Vendors worried over pvt players in defence

Some of the companies participating in the NUH bid are cagey over transferring their technologies to a private player and re-exporting the platform to a third country. (PTI file photo)

Global arms majors have multiple concerns about the defence ministry's ambitious "strategic partnership" model that seeks to allow big Indian private players an entry to the defence manufacturing space, which remained a domain of state-owned factories in India all along.

The first project to be executed under the SP model is the 111 naval utility helicopters that will be manufactured in India.

The strategic partner would set up the manufacturing plant while the original equipment manufacturer would supply the technology.

Four OEMs are at the fray. They are Airbus Helicopters, Sikorsky (now owned by Lockheed Martin), Bell and Russia's Rosoboronexport.

There are six strategic partners – Tata, Mahindra, L&T, Reliance Defence, Adani Group and Bharat Forge.

The first point of concern for the OEMs is that the final commercial contract would be signed between the defence ministry and the Indian private company, selected as the strategic partner.

The OEMs can be a part of the contract only "if necessary".

"Its not desirable.
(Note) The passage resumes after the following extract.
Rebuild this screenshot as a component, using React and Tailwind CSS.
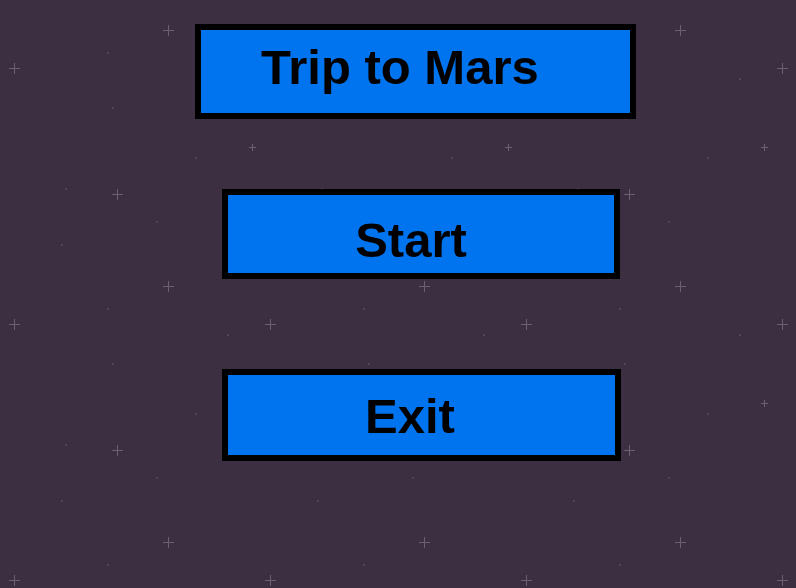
const crosses = [
  [168, 30, 5],
  [14, 68, 5],
  [117, 194, 5],
  [252, 147, 3],
]

const dots = [
  [107, 52],
  [112, 107],
  [227, 78],
  [195, 157],
  [65, 188],
  [156, 221],
  [61, 244],
]

const StarField = () => (
  <svg className="absolute inset-0 w-full h-full" aria-hidden="true">
    <defs>
      <pattern id="stars" width="256" height="256" patternUnits="userSpaceOnUse">
        {crosses.map(([x, y, r]) => (
          <g key={`${x}-${y}`} stroke="#6d5e72" strokeWidth="1">
            <line x1={x - r} y1={y + 0.5} x2={x + r + 1} y2={y + 0.5} />
            <line x1={x + 0.5} y1={y - r} x2={x + 0.5} y2={y + r + 1} />
          </g>
        ))}
        {dots.map(([x, y]) => (
          <rect key={`${x}-${y}`} x={x} y={y} width="2" height="2" fill="#51435a" />
        ))}
      </pattern>
    </defs>
    <rect width="100%" height="100%" fill="url(#stars)" />
  </svg>
)

const App = () => {
  return (
    <div className="relative w-full h-[588px] overflow-hidden bg-[#3c2f41] font-['Liberation_Sans',Arial,sans-serif]">
      <StarField />

      <div className="relative flex flex-col items-start">
        <div className="mt-[24px] ml-[195px] w-[441px] h-[95px] border-[6px] border-black bg-[#0074ef] flex items-center pl-[60px] pb-[8px]">
          <h1 className="text-[49px] leading-none font-bold text-black">Trip to Mars</h1>
        </div>

        <button className="mt-[70px] ml-[222px] w-[398px] h-[90px] border-[6px] border-black bg-[#0074ef] flex items-center justify-center pr-[20px] pt-[13px] text-[49px] leading-none font-bold text-black">
          Start
        </button>

        <button className="mt-[90px] ml-[222px] w-[399px] h-[92px] border-[6px] border-black bg-[#0074ef] flex items-center justify-center pr-[23px] pt-[2px] text-[49px] leading-none font-bold text-black">
          Exit
        </button>
      </div>
    </div>
  )
}

export default App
There's no clarity at the moment on whether the OEM will be a part of the final contract. A tripartite agreement would have been better," a top executive of one of OEMs told DH.

While the OEM is free to enter into a joint venture with the Indian company for production of the helicopters in India, the JV company can't sign the commercial agreement.

But a separate tripartite pact involving the MoD, the OEM and JV will be considered.

The Rs 21,000 crore helicopter deal was approved by the defence ministry last month. The navy is expected to issue the Expression of Interest later this year to both OEMs and strategic partners in two parallel tracks.

The foreign companies would be asked whether they would like to transfer the technology in nine different areas, including flight control, flight dynamics, chopper blade and avionics. Also, they would be asked whether they are ready to re-export the platform from India.

Both are concern areas. "There's no clarity on intellectual property rights in the policy as all the components in a helicopter is not owned by a single company," he said.

Some of the companies participating in the NUH bid are cagey over transferring their technologies to a private player and re-exporting the platform to a third country.

Going by the rules, the defence ministry would play a key role in down-select the strategic partners from the initial pool of six firms on the basis of certain criterion and the Indian company's preference to work in a particular field.

The official handshaking between the OEM and strategic partner will happen only after the down-select.

"No one denies the need to create an alternate aerospace manufacturing space in the private sector. But the strategic partnership model is complete uncharted territory," said a source.